Use of common sleep aids linked to dementia

Once again researchers seemed to have found a connection between over-the counter sleep aids, including Benadryl, and a higher risk of developing dementia.

Scientists at the University of Washington School of Pharmacy in Seattle followed about 3,500 men and women aged 65 and over who had no previous symptoms of dementia in the beginning of the study. Individuals were selected from the Adult Changes in Thought (ACT) study in Group Health in Seattle.

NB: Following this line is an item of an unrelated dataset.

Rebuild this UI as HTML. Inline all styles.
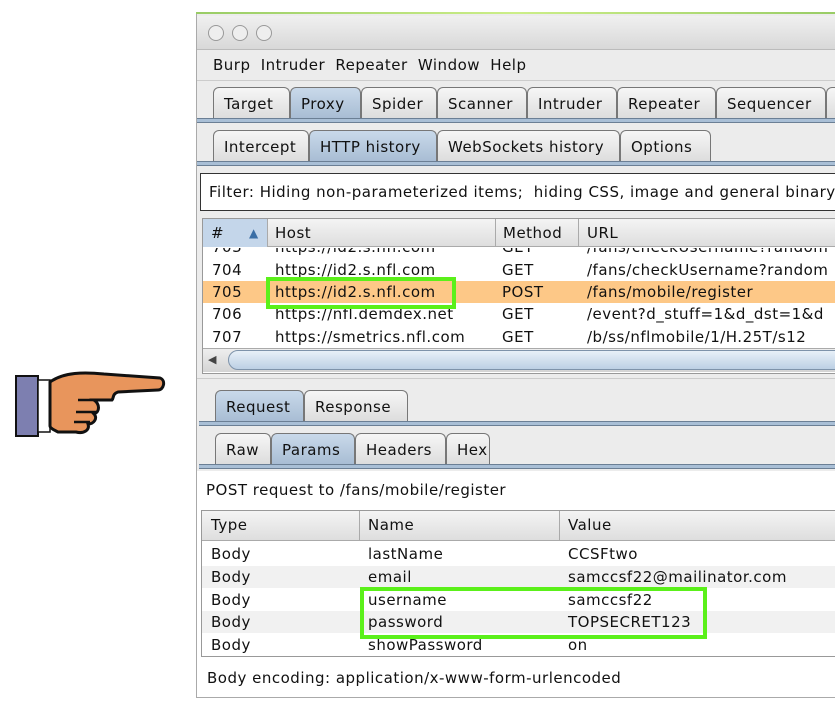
<!DOCTYPE html>
<html><head><meta charset="utf-8"><style>
*{margin:0;padding:0;box-sizing:border-box}
body{width:835px;height:706px;background:#fff;position:relative;overflow:hidden;font-family:"DejaVu Sans","Liberation Sans",sans-serif;font-size:15px;letter-spacing:0.5px;color:#111}
.a{position:absolute}
.win{left:196px;top:14px;width:639px;height:684px;background:#ececec;border-left:1px solid #aaa;border-bottom:1px solid #aaa}
.tab{position:absolute;height:32px;border:1px solid #777;border-bottom:none;border-radius:6px 6px 0 0;background:linear-gradient(#f6f6f6,#dcdcdc);padding:7px 10px 0;white-space:nowrap;overflow:hidden}
.tab.sel{background:linear-gradient(#c9d9ea,#a7bcd3)}
.bar{position:absolute;height:5px;background:#a9bfd6;border-top:1px solid #6b7f95;border-bottom:1px solid #6b7f95}
.row{position:absolute;height:22px;white-space:nowrap;line-height:22px}
.row span{position:absolute}
.grn{position:absolute;border:4px solid #5bf01a}
</style></head><body>
<div class="a" style="left:196px;top:12px;width:639px;height:4px;background:linear-gradient(90deg,#9c6,#ce8,#9c6)"></div>
<div class="a win"></div>
<div class="a" style="left:197px;top:16px;width:638px;height:34px;background:linear-gradient(#f0f0f0,#d8d8d8);border-bottom:1px solid #bbb"></div>
<div class="a" style="left:208px;top:25px;width:16px;height:16px;border:1px solid #999;border-radius:50%;background:#eee"></div>
<div class="a" style="left:232px;top:25px;width:16px;height:16px;border:1px solid #999;border-radius:50%;background:#eee"></div>
<div class="a" style="left:256px;top:25px;width:16px;height:16px;border:1px solid #999;border-radius:50%;background:#eee"></div>
<div class="a" style="left:213px;top:56px;white-space:nowrap;word-spacing:5px">Burp Intruder Repeater Window Help</div>
<div class="a" style="left:197px;top:80px;width:638px;height:1px;background:#ccc"></div>
<div class="tab" style="left:213px;top:87px;width:77px">Target</div>
<div class="tab sel" style="left:290px;top:87px;width:71px">Proxy</div>
<div class="tab" style="left:361px;top:87px;width:76px">Spider</div>
<div class="tab" style="left:437px;top:87px;width:90px">Scanner</div>
<div class="tab" style="left:527px;top:87px;width:90px">Intruder</div>
<div class="tab" style="left:617px;top:87px;width:99px">Repeater</div>
<div class="tab" style="left:716px;top:87px;width:110px">Sequencer</div>
<div class="tab" style="left:826px;top:87px;width:20px"></div>
<div class="bar" style="left:197px;top:118px;width:638px"></div>
<div class="tab" style="left:213px;top:130px;width:96px">Intercept</div>
<div class="tab sel" style="left:309px;top:130px;width:128px">HTTP history</div>
<div class="tab" style="left:437px;top:130px;width:183px">WebSockets history</div>
<div class="tab" style="left:620px;top:130px;width:91px">Options</div>
<div class="bar" style="left:197px;top:161px;width:638px"></div>
<div class="a" style="left:200px;top:173px;width:640px;height:38px;background:#fff;border:1px solid #333;padding:9px 8px;white-space:nowrap;overflow:hidden">Filter: Hiding non-parameterized items;&nbsp; hiding CSS, image and general binary</div>
<div class="a" style="left:202px;top:218px;width:640px;height:156px;background:#fff;border:1px solid #999"></div>
<div class="a" style="left:203px;top:219px;width:640px;height:28px;background:linear-gradient(#f4f4f4,#dedede);border-bottom:1px solid #aaa"></div>
<div class="a" style="left:203px;top:219px;width:64px;height:28px;background:#c4d6ea"></div>
<div class="row" style="left:203px;top:222px;width:640px"><span style="left:8px">#</span><span style="left:46px;color:#3a6ea5;font-size:12px">▲</span><span style="left:72px">Host</span><span style="left:300px">Method</span><span style="left:384px">URL</span></div>
<div class="a" style="left:267px;top:219px;width:1px;height:28px;background:#aaa"></div>
<div class="a" style="left:495px;top:219px;width:1px;height:28px;background:#aaa"></div>
<div class="a" style="left:578px;top:219px;width:1px;height:28px;background:#aaa"></div>
<div class="a" style="left:203px;top:248px;width:636px;height:100px;overflow:hidden">
<div class="row" style="top:-12px;width:640px"><span style="left:9px">703</span><span style="left:72px">https://id2.s.nfl.com</span><span style="left:299px">GET</span><span style="left:384px">/fans/checkUsername?random</span></div>
<div class="row" style="top:11px;width:640px"><span style="left:9px">704</span><span style="left:72px">https://id2.s.nfl.com</span><span style="left:299px">GET</span><span style="left:384px">/fans/checkUsername?random</span></div>
<div class="row" style="top:33px;width:640px;background:#fdc887"><span style="left:9px">705</span><span style="left:72px">https://id2.s.nfl.com</span><span style="left:299px">POST</span><span style="left:384px">/fans/mobile/register</span></div>
<div class="row" style="top:55px;width:640px"><span style="left:9px">706</span><span style="left:72px">https://nfl.demdex.net</span><span style="left:299px">GET</span><span style="left:384px">/event?d_stuff=1&amp;d_dst=1&amp;d</span></div>
<div class="row" style="top:78px;width:640px"><span style="left:9px">707</span><span style="left:72px">https://smetrics.nfl.com</span><span style="left:299px">GET</span><span style="left:384px">/b/ss/nflmobile/1/H.25T/s12</span></div>
</div>
<div class="grn" style="left:266px;top:277px;width:190px;height:32px"></div>
<div class="a" style="left:203px;top:348px;width:636px;height:24px;background:linear-gradient(#eee,#d4d4d4);border-top:1px solid #aaa"></div>
<div class="a" style="left:208px;top:353px;font-size:11px;color:#444">◀</div>
<div class="a" style="left:228px;top:350px;width:620px;height:20px;border:1px solid #7e93aa;border-radius:10px;background:linear-gradient(#e8f0f8,#bcd0e4)"></div>
<div class="a" style="left:197px;top:378px;width:638px;height:1px;background:#ccc"></div>
<div class="tab sel" style="left:215px;top:390px;width:89px">Request</div>
<div class="tab" style="left:304px;top:390px;width:104px">Response</div>
<div class="bar" style="left:199px;top:421px;width:636px"></div>
<div class="tab" style="left:215px;top:433px;width:56px">Raw</div>
<div class="tab sel" style="left:271px;top:433px;width:84px">Params</div>
<div class="tab" style="left:355px;top:433px;width:91px">Headers</div>
<div class="tab" style="left:446px;top:433px;width:44px">Hex</div>
<div class="bar" style="left:199px;top:464px;width:636px"></div>
<div class="a" style="left:197px;top:471px;width:638px;height:226px;background:#fff"></div>
<div class="a" style="left:206px;top:481px;white-space:nowrap">POST request to /fans/mobile/register</div>
<div class="a" style="left:201px;top:510px;width:640px;height:147px;background:#fff;border:1px solid #999"></div>
<div class="a" style="left:202px;top:511px;width:640px;height:30px;background:linear-gradient(#f4f4f4,#dedede);border-bottom:1px solid #aaa"></div>
<div class="a" style="left:359px;top:511px;width:1px;height:30px;background:#aaa"></div>
<div class="a" style="left:559px;top:511px;width:1px;height:30px;background:#aaa"></div>
<div class="row" style="left:202px;top:514px;width:640px"><span style="left:9px">Type</span><span style="left:166px">Name</span><span style="left:366px">Value</span></div>
<div class="row" style="left:202px;top:543px;width:640px"><span style="left:9px">Body</span><span style="left:166px">lastName</span><span style="left:366px">CCSFtwo</span></div>
<div class="row" style="left:202px;top:566px;width:640px;background:#f1f1f1"><span style="left:9px">Body</span><span style="left:166px">email</span><span style="left:366px">samccsf22@mailinator.com</span></div>
<div class="row" style="left:202px;top:589px;width:640px"><span style="left:9px">Body</span><span style="left:166px">username</span><span style="left:366px">samccsf22</span></div>
<div class="row" style="left:202px;top:611px;width:640px;background:#f1f1f1"><span style="left:9px">Body</span><span style="left:166px">password</span><span style="left:366px">TOPSECRET123</span></div>
<div class="row" style="left:202px;top:634px;width:640px"><span style="left:9px">Body</span><span style="left:166px">showPassword</span><span style="left:366px">on</span></div>
<div class="grn" style="left:360px;top:587px;width:347px;height:52px"></div>
<div class="a" style="left:207px;top:669px;white-space:nowrap">Body encoding: application/x-www-form-urlencoded</div>
<svg class="a" style="left:14px;top:370px" width="152" height="70" viewBox="0 0 152 70">
<rect x="2" y="6" width="22" height="60" fill="#7d7fb0" stroke="#111" stroke-width="2"/>
<rect x="24" y="10" width="12" height="52" fill="#fff" stroke="#111" stroke-width="1.5"/>
<path d="M36 12 C50 2 70 2 90 4 L146 8 C152 10 150 20 144 20 L104 22 C98 24 100 28 98 30 L80 30 C86 34 86 42 80 44 C84 48 80 54 74 54 C76 60 70 64 62 62 L44 62 C40 60 36 58 36 56 Z" fill="#e8955c" stroke="#111" stroke-width="3"/>
<path d="M64 30 L96 30 M62 42 L82 42 M60 52 L76 52" stroke="#111" stroke-width="2.5" fill="none"/>
</svg>
</body></html>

By tracking individuals’ pharmacy computer records, the researchers could determine how frequently participants had taken anticholinergic drugs, which work by blocking the neurotransmitter acetycholine in the brain and body.  The researchers then calculated all the standard daily doses to ascertain the estimated cumulative exposure the participants had to these drugs during the past decade. This data was updated through a a followup with participants seven years later.

Throughout the course of the study, 800 participants developed dementia. The most common types of drugs purchased were antidepressants, first-generation antihistamines, and bladder control medications.

Researchers estimated people had the greatest risk of developing dementia if they took 10 mg per day of the antidepressant doxepin, 4 mg per day of the antihistamine chlorpheniramine, or 5 mg per day of the bladder control medication oxybutynin for more than three years.

There are non-anticholinergic options people can choose in place of doxepin and chlorpheniramine, such as Prozac and Claritin. However, there are not many options for bladder control medications.

The study recommends people should not stop their medication regimen but should contact their doctor and discuss any over-the-counter treatments they're using.